Unfortunately, CELU was finally banned by the Derg in September of 1975, leaving the newly radicalized CELU only a few months to organize. The Derg set up its own pro-government trade union association, the All Ethiopia Trade Union (AETU). A new labor code did not guarantee the right to strike. And so the “socialist” Derg continued the tradition of labor peace. The EPRP meanwhile continued to organize clandestinely in the working class, setting up an underground revolutionary union, the Ethiopian Workers Revolutionary Union, or ELAMA.

Markos Hagos went underground in 1976. Sources conflict on his fate: Kiflu says he was publicly executed as part of the first wave of the Derg’s “War of Annihilation” in 1977. The April-May 1977 issue of Forward, journal of the World Wide Federation of Ethiopian Students, says he was “killed on March 24 in a gun battle with fascists, who attempted to arrest him. In the fierce gun battle, the valiant revolutionary fighter had finished off well over 20 of the search squad soldiers before his death.”

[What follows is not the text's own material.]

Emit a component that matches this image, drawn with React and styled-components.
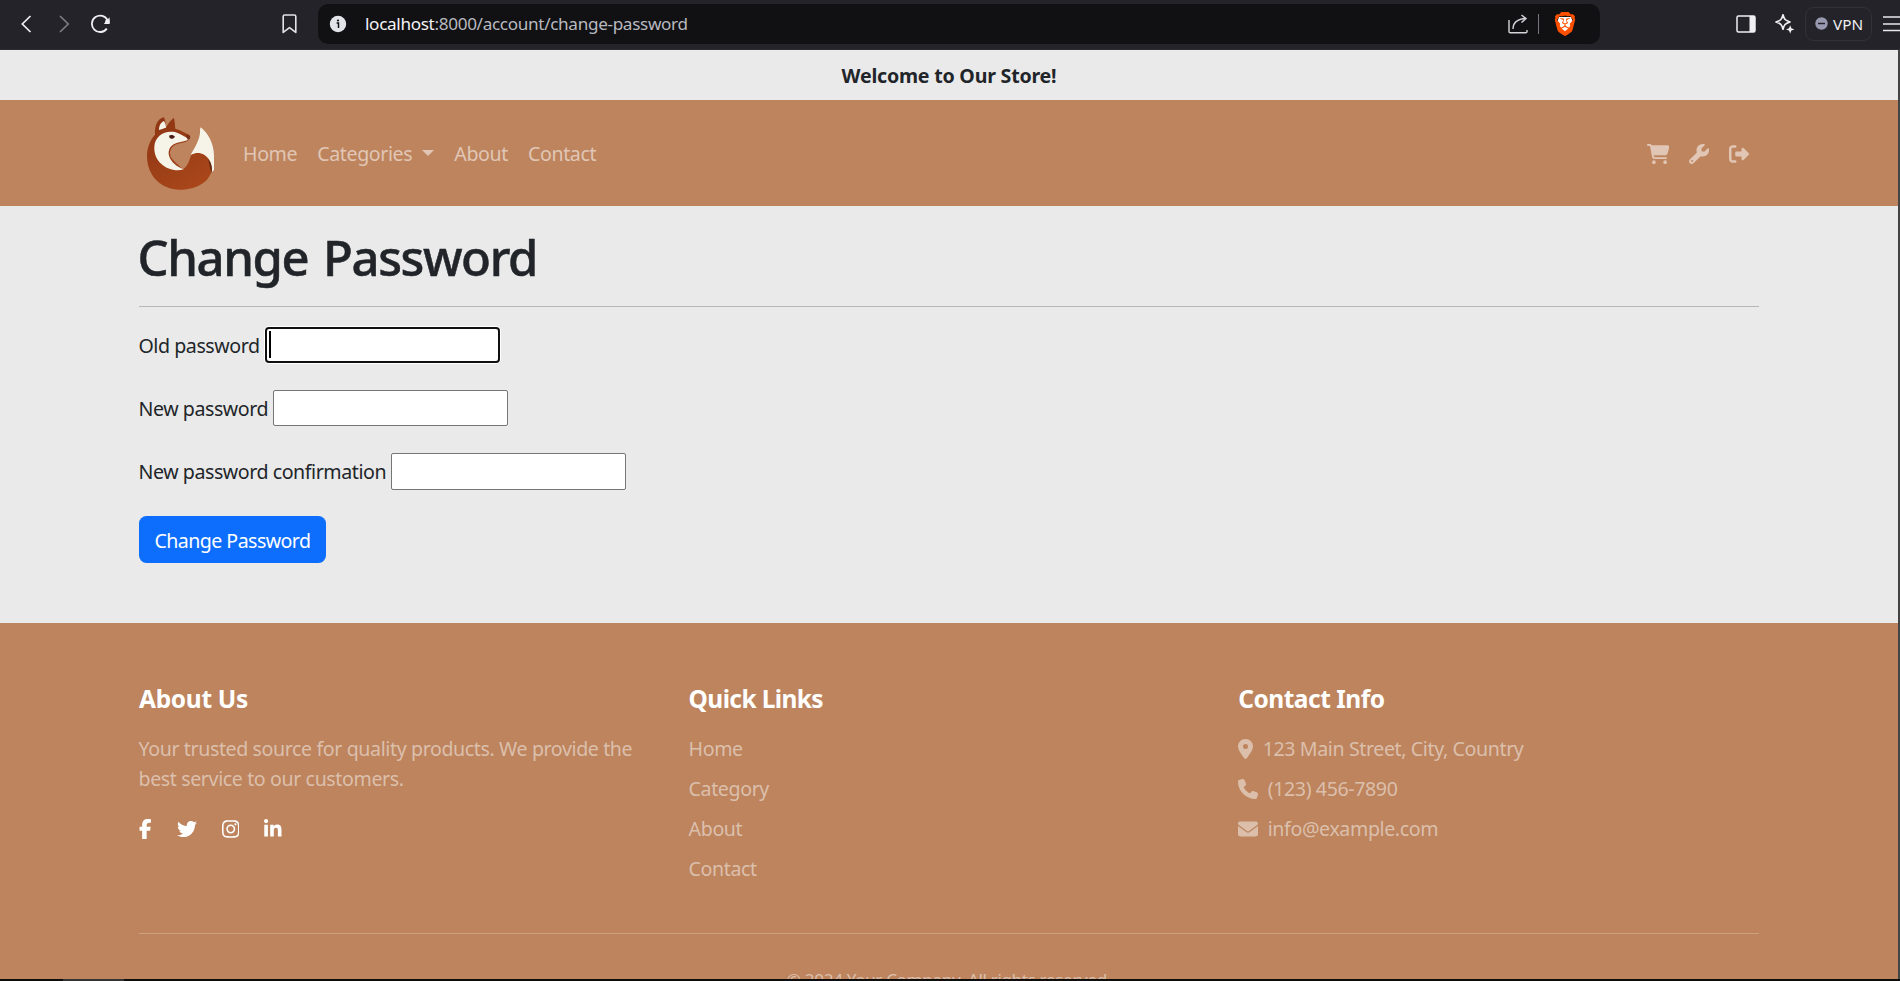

Germatchew Lemma went underground with the rest of the EPRP leadership. Kiflu tells the story in vol. 2 of The Generation how Derg surveillance identified several EPRP safe houses in June of 1977. After a half-hour gunfight, Germatchew and a number of other party members escaped the initial raid. But Germatchew was killed attempting to reach a fallback safe house. Unbeknownst to him it had also been raided and Derg soldiers lay in wait. He “was killed on the spot.”

Atnafu Abate in 1975
Derg member Atnafu Abate, suspected by the embassy of being connected to the CELU rebels, was executed by Mengistu in November of 1977. Ironically Mengistu accusations against him included “consorting with CIA agents.”